*INFORMATION SUPPLIED*:
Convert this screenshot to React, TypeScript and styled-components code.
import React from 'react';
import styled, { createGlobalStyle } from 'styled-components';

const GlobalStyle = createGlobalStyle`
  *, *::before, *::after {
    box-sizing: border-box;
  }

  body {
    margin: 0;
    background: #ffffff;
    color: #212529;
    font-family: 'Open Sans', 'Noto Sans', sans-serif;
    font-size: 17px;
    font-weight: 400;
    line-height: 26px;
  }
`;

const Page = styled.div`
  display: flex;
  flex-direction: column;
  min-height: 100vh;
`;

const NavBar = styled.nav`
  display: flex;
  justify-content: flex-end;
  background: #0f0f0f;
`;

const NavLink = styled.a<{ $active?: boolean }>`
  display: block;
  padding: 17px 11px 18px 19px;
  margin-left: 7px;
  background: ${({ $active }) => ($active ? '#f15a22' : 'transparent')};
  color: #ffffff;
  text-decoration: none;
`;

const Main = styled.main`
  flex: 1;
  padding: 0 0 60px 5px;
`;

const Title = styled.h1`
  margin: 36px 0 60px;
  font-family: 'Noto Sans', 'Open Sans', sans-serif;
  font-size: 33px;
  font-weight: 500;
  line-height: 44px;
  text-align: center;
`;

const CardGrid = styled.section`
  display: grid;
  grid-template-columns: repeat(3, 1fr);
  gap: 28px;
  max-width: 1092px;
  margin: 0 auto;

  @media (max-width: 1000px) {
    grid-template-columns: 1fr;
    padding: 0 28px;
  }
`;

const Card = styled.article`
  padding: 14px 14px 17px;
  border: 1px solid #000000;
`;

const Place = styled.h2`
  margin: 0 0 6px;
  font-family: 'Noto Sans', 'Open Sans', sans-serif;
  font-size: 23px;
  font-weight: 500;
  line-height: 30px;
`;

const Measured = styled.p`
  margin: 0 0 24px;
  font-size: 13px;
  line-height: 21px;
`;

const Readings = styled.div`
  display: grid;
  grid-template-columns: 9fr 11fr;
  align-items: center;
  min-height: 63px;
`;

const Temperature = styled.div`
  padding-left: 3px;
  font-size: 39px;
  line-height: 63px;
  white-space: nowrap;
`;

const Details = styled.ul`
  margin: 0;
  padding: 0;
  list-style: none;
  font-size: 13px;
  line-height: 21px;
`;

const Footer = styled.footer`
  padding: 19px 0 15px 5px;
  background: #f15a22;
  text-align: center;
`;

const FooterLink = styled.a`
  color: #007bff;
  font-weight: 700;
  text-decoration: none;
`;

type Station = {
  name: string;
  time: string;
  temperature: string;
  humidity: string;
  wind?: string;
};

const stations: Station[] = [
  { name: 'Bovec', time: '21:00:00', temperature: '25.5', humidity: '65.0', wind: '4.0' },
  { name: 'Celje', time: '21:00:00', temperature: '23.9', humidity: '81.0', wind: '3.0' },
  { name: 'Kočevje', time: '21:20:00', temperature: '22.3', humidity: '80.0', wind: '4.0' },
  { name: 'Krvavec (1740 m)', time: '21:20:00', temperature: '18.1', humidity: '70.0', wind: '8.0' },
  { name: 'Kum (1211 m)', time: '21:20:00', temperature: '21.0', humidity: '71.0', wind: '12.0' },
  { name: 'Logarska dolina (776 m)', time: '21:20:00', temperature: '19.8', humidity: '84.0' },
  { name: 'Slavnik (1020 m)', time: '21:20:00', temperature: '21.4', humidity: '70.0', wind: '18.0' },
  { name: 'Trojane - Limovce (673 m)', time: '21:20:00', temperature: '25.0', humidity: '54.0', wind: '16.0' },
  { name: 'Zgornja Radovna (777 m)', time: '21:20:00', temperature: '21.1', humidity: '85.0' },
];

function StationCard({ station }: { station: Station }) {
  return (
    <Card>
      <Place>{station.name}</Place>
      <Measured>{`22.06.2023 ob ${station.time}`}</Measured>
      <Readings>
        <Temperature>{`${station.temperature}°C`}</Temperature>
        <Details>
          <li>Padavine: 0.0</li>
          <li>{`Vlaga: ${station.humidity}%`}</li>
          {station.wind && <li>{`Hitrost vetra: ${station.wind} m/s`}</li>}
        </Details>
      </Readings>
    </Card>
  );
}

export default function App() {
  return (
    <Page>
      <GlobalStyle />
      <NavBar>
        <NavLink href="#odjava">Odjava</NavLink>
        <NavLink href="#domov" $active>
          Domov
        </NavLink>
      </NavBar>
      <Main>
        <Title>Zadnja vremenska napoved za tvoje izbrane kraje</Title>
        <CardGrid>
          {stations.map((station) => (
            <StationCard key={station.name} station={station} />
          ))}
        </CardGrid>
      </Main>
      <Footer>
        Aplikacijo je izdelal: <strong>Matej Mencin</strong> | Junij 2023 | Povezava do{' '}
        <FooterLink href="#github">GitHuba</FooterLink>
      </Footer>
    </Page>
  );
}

*EXERCISE DIRECTIONS*:
Reply with only the number of lines in the material above where the string "components" appears.

*WRITTEN RESPONSE*:
2